All of this talk about opportunity cost, comparative advantage, bananas, and corn may seem like an interesting discussion, but why is it important? What benefits does trade bring?
By allowing countries to specialize in producing goods for which they have a comparative advantage, trade has the capacity to make more goods available for common consumption. To see why this is the case, let’s take a look at a new example.
Suppose that the opportunity cost of 1 bottle of wine in France is 1 bottle of beer.
Suppose that the opportunity cost of 1 bottle of wine in Germany is 2 bottles of beer.
Let’s say the French want 100 bottles of beer. If they produce the beer themselves, they will have to give up 100 bottles of wine. However, if they let the Germans make the beer, and instead focus themselves on producing wine, they will produce 100 bottles of wine. If the Germans produce 100 bottles of beer, the world only loses 50 bottles of wine. (That’s the opportunity cost of producing 100 bottles of beer in Germany.)
Let’s total it up.
Beer: -100 (France stops making beer) + 100 (Germany starts making beer) = 0
Wine: +100 (France starts making wine) - 50 (Germany stops making wine) = +50
With the agreement between France and Germany to each specialize, the world can enjoy an additional 50 bottles of beer.
V. Conclusion
We’ve seen that trade can be good. (Who doesn’t want an extra 50 bottles of beer?) But we can’t yet be convinced that this optimal arrangement will be reached.
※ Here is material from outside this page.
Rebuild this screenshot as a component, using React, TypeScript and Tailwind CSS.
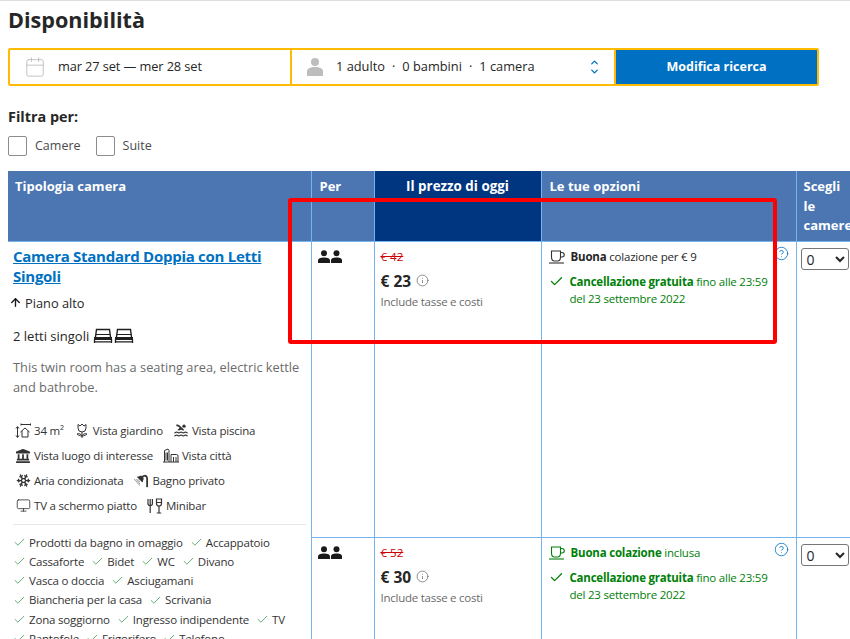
import { Calendar, ChevronDown, ChevronUp, CircleHelp, Info, Monitor, Snowflake, ArrowUp, Check } from "lucide-react"
import { FaLandmark, FaShower } from "react-icons/fa"
import { MdPool } from "react-icons/md"

function People() {
  return (
    <svg width="25" height="14" viewBox="0 0 25 14" fill="#1a1a1a">
      <circle cx="6" cy="3.2" r="3" />
      <path d="M0 13v-2.5C0 8.5 2 7.5 6 7.5s6 1 6 3V13z" />
      <circle cx="18.500" cy="3.2" r="3" />
      <path d="M13 13v-2.5c0-2 1.500-3 5.500-3s5.500 1 5.500 3V13z" />
    </svg>
  )
}

function Bed() {
  return (
    <svg width="20" height="16" viewBox="0 0 20 16" fill="none" stroke="#1f1f1f">
      <path d="M2.500 9L3.500 1.500h13L17.500 9" strokeWidth="1.400" />
      <path d="M3 6.500h14" strokeWidth="1" />
      <path d="M1 10.500h18" strokeWidth="3" />
      <path d="M1.500 15v-4M18.500 15v-4M1 13.800h18" strokeWidth="1.300" />
    </svg>
  )
}

function Cup({ color }: { color: string }) {
  return (
    <svg width="16" height="14" viewBox="0 0 16 14" fill="none" stroke={color} strokeWidth="1.100">
      <path d="M2.500 1h9v6c0 2.500-1.500 4-3 4h-3c-1.500 0-3-1.500-3-4z" />
      <path d="M11.500 2.500h1.500a1.700 1.700 0 0 1 0 4.500h-1.500" />
      <path d="M0 13h15" />
    </svg>
  )
}

function Size() {
  return (
    <svg width="16" height="15" viewBox="0 0 16 15" fill="none" stroke="#333" strokeWidth="1">
      <path d="M2.500 4v10M1 5.500l1.500-2 1.500 2M1 12.500l1.500 2 1.500-2" />
      <path d="M6 1.500h9.500M6 .5v2M15.500 .5v2" />
      <path d="M5.500 9l4.500-4 4.500 4M7 8v6h6V8" />
    </svg>
  )
}

function Tulip() {
  return (
    <svg width="16" height="16" viewBox="0 0 16 16" fill="none" stroke="#333" strokeWidth="1">
      <path d="M4 1.500L6 3l2-2 2 2 2-1.500V5a4 4 0 0 1-8 0z" />
      <path d="M8 9v6" />
      <path d="M8 13c-2 0-4-1-5-2 2-1 4 0 5 2zM8 13c2 0 4-1 5-2-2-1-4 0-5 2z" />
    </svg>
  )
}

function Buildings() {
  return (
    <svg width="16" height="15" viewBox="0 0 16 15" fill="none" stroke="#333" strokeWidth="1">
      <path d="M1.500 14V2.500L5 1l1 1.500V14M8 14V6.500h5.500a1.500 1.500 0 0 1 1.500 1.500v6M0 14h16" />
      <path d="M3 4.500v8M4.500 4.500v8M10.500 9v5M13 9v5" />
    </svg>
  )
}

function ForkGlass() {
  return (
    <svg width="16" height="16" viewBox="0 0 16 16" fill="none" stroke="#333" strokeWidth="1.200">
      <path d="M1 1v4.500a2.200 2.200 0 0 0 4.400 0V1M3.200 1v14" />
      <path d="M9.500 1h5v4.500a2.500 2.500 0 0 1-5 0zM12 8v7M9.800 15h4.400M9.500 4.500h5" />
    </svg>
  )
}

function Amenity({ icon, label }: { icon: React.ReactNode; label: string }) {
  return (
    <span className="flex items-center gap-[3px]">
      <span className="flex w-[16px] justify-center">{icon}</span>
      {label}
    </span>
  )
}

function Fac({ label }: { label: string }) {
  return (
    <span className="flex items-center gap-[3px]">
      <Check size={13} color="#3f9c5a" strokeWidth={1.500} />
      {label}
    </span>
  )
}

function PriceCell({ oldPrice, price }: { oldPrice: string; price: string }) {
  return (
    <td className="border-r border-[#76b4ee] px-[6px] pt-[6px] align-top">
      <div className="text-[11.500px] leading-[18px] text-[#cc0000] line-through">{oldPrice}</div>
      <div className="mt-[5px] flex items-center gap-[5px] text-[15.500px] font-bold leading-[20px] text-[#262626]">
        {price}
        <Info size={13} color="#5f5f5f" strokeWidth={1.300} />
      </div>
      <div className="mt-[3px] text-[11.500px] leading-[16px] tracking-[-0.25px] text-[#6b6b6b]">Include tasse e costi</div>
    </td>
  )
}

function OptionsCell({ children, icon }: { children: React.ReactNode; icon: React.ReactNode }) {
  return (
    <td className="border-r border-[#76b4ee] px-[7px] pt-[6px] align-top">
      <div className="flex items-start justify-between">
        <div className="flex h-[18px] items-center gap-[6px] text-[11.500px] tracking-[-0.2px] text-[#262626]">
          {icon}
          {children}
        </div>
        <CircleHelp size={15} color="#0071c2" strokeWidth={1.300} className="-mt-[2px]" />
      </div>
      <div className="mt-[7px] flex gap-[6px] text-[11.500px] leading-[17px] tracking-[-0.22px] text-[#008009]">
        <Check size={15} strokeWidth={2} className="mt-[1px] shrink-0" />
        <div>
          <b>Cancellazione gratuita</b> fino alle 23:59
          <br />
          del 23 settembre 2022
        </div>
      </div>
    </td>
  )
}

function QtyCell() {
  return (
    <td className="px-[4px] pt-[5px] align-top">
      <select className="h-[22px] w-[48px] rounded-[3px] border border-[#767676] bg-white pl-[1px] text-[14px] text-[#262626]">
        <option>0</option>
      </select>
    </td>
  )
}

export default function App() {
  return (
    <div className="relative h-[639px] w-[850px] overflow-hidden border-t border-[#dddddd] bg-white font-['Open_Sans',sans-serif] text-[#262626]">
      <div className="px-[8px]">
        <h2 className="mt-[4px] text-[21.600px] font-bold leading-[30px]">Disponibilità</h2>

        <div className="mt-[13px] flex h-[38px] w-[811px] overflow-hidden rounded-[2px] border-2 border-[#febb02] text-[12.800px]">
          <div className="flex w-[282px] items-center border-r-2 border-[#febb02] pl-[14px]">
            <Calendar size={22} color="#bdbdbd" strokeWidth={1} />
            <span className="ml-[12px] tracking-[-0.1px]">mar 27 set — mer 28 set</span>
          </div>
          <div className="flex w-[324px] items-center border-r-2 border-[#febb02] pl-[15px]">
            <svg width="16" height="18" viewBox="0 0 16 18" fill="#bdbdbd">
              <circle cx="8" cy="4" r="4" />
              <path d="M0 18v-5c0-2 3-4 8-4s8 2 8 4v5z" />
            </svg>
            <span className="ml-[13px]">
              1 adulto<span className="mx-[7px]">·</span>0 bambini<span className="mx-[7px]">·</span>1 camera
            </span>
            <span className="ml-auto mr-[14px] flex flex-col text-[#0071c2]">
              <ChevronUp size={11} strokeWidth={3} className="-mb-[2px]" />
              <ChevronDown size={11} strokeWidth={3} />
            </span>
          </div>
          <button className="flex-1 bg-[#0071c2] text-[12.500px] font-bold text-white">Modifica ricerca</button>
        </div>

        <div className="mt-[21px] text-[14.400px] font-bold leading-[20px]">Filtra per:</div>
        <div className="mt-[9px] flex items-center text-[12.500px] text-[#4a4a4a]">
          <span className="h-[20px] w-[19px] rounded-[2px] border border-[#8c8c8c]" />
          <span className="ml-[8px]">Camere</span>
          <span className="ml-[15px] h-[20px] w-[19px] rounded-[2px] border border-[#8c8c8c]" />
          <span className="ml-[8px]">Suite</span>
        </div>
      </div>

      <table className="ml-[8px] mt-[15px] w-[890px] table-fixed border-collapse">
        <colgroup>
          <col className="w-[303px]" />
          <col className="w-[63px]" />
          <col className="w-[167px]" />
          <col className="w-[255px]" />
          <col className="w-[102px]" />
        </colgroup>
        <thead>
          <tr className="h-[70px] border-b border-[#76b4ee] align-top text-[13px] font-bold leading-[19.500px] text-white">
            <th className="border-r border-[#76b4ee] bg-[#4c76b2] px-[7px] pt-[6px] text-left">Tipologia camera</th>
            <th className="border-r border-[#76b4ee] bg-[#4c76b2] px-[8px] pt-[6px] text-left">Per</th>
            <th className="border-r border-[#76b4ee] bg-[#003580] pt-[6px] text-center text-[13.400px]">Il prezzo di oggi</th>
            <th className="border-r border-[#76b4ee] bg-[#4c76b2] px-[8px] pt-[6px] text-left">Le tue opzioni</th>
            <th className="bg-[#4c76b2] px-[7px] pt-[6px] text-left">
              Scegli
              <br />
              le
              <br />
              camere
            </th>
          </tr>
        </thead>
        <tbody>
          <tr className="h-[296px] border-b border-[#76b4ee]">
            <td rowSpan={2} className="border-r border-[#76b4ee] px-[5px] pt-[4px] align-top">
              <a className="block text-[15px] font-bold leading-[20px] tracking-[-0.27px] text-[#0071c2] underline">
                Camera Standard Doppia con Letti Singoli
              </a>
              <div className="mt-[7px] flex items-center gap-[3px] text-[12.800px] leading-[20px]">
                <ArrowUp size={13} color="#1a1a1a" strokeWidth={2.500} className="-ml-[4px]" />
                Piano alto
              </div>
              <div className="mt-[13px] flex items-center gap-[4px] text-[13px] leading-[20px]">
                2 letti singoli
                <span className="flex gap-[1px]">
                  <Bed />
                  <Bed />
                </span>
              </div>
              <p className="mt-[11px] text-[12.800px] leading-[20px] text-[#6b6b6b]">
                This twin room has a seating area, electric kettle and bathrobe.
              </p>
              <div className="mt-[25px] flex flex-col gap-[7px] border-b border-[#e6e6e6] pb-[9px] pl-[2px] text-[11.500px] leading-[18px] tracking-[-0.2px] text-[#333333]">
                <div className="flex gap-[10px]">
                  <Amenity icon={<Size />} label="34 m²" />
                  <Amenity icon={<Tulip />} label="Vista giardino" />
                  <Amenity icon={<MdPool size={17} color="#333" />} label="Vista piscina" />
                </div>
                <div className="flex gap-[10px]">
                  <Amenity icon={<FaLandmark size={14} color="#333" />} label="Vista luogo di interesse" />
                  <Amenity icon={<Buildings />} label="Vista città" />
                </div>
                <div className="flex gap-[10px]">
                  <Amenity icon={<Snowflake size={15} strokeWidth={2} color="#333" />} label="Aria condizionata" />
                  <Amenity icon={<FaShower size={14} color="#333" className="-scale-x-100" />} label="Bagno privato" />
                </div>
                <div className="flex gap-[10px]">
                  <Amenity icon={<Monitor size={15} strokeWidth={1.300} />} label="TV a schermo piatto" />
                  <Amenity icon={<ForkGlass />} label="Minibar" />
                </div>
              </div>
              <div className="mt-[8px] flex flex-col text-[11.500px] leading-[19.300px] tracking-[-0.18px] text-[#333333]">
                <div className="flex gap-[7px]">
                  <Fac label="Prodotti da bagno in omaggio" />
                  <Fac label="Accappatoio" />
                </div>
                <div className="flex gap-[7px]">
                  <Fac label="Cassaforte" />
                  <Fac label="Bidet" />
                  <Fac label="WC" />
                  <Fac label="Divano" />
                </div>
                <div className="flex gap-[7px]">
                  <Fac label="Vasca o doccia" />
                  <Fac label="Asciugamani" />
                </div>
                <div className="flex gap-[7px]">
                  <Fac label="Biancheria per la casa" />
                  <Fac label="Scrivania" />
                </div>
                <div className="flex gap-[7px]">
                  <Fac label="Zona soggiorno" />
                  <Fac label="Ingresso indipendente" />
                  <Fac label="TV" />
                </div>
                <div className="flex gap-[7px]">
                  <Fac label="Pantofole" />
                  <Fac label="Frigorifero" />
                  <Fac label="Telefono" />
                </div>
              </div>
            </td>
            <td className="border-r border-[#76b4ee] px-[6px] pt-[8px] align-top">
              <People />
            </td>
            <PriceCell oldPrice="€ 42" price="€ 23" />
            <OptionsCell icon={<Cup color="#333333" />}>
              <span>
                <b>Buona</b> colazione per € 9
              </span>
            </OptionsCell>
            <QtyCell />
          </tr>
          <tr className="h-[200px]">
            <td className="border-r border-[#76b4ee] px-[6px] pt-[8px] align-top">
              <People />
            </td>
            <PriceCell oldPrice="€ 52" price="€ 30" />
            <OptionsCell icon={<Cup color="#008009" />}>
              <span className="text-[#008009]">
                <b>Buona colazione</b> inclusa
              </span>
            </OptionsCell>
            <QtyCell />
          </tr>
        </tbody>
      </table>

      {/* annotation on top of the screenshot */}
      <div className="absolute left-[288px] top-[197px] h-[146px] w-[489px] rounded-[3px] border-[4px] border-[#ff0000]" />
    </div>
  )
}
After all, there is no world government out there telling France and Germany what to do. To figure out and predict if trade will be beneficial or follow the pattern we predicted, we need to develop slightly more detailed explanations for why countries trade in the ways they do.
The different models we will examine in the next few sections all try to explain and predict the pattern of trade. They do this by giving different reasons for why countries are different. For example, our first model argues that countries are different because workers in different countries are more productive at producing certain goods and less productive at producing others.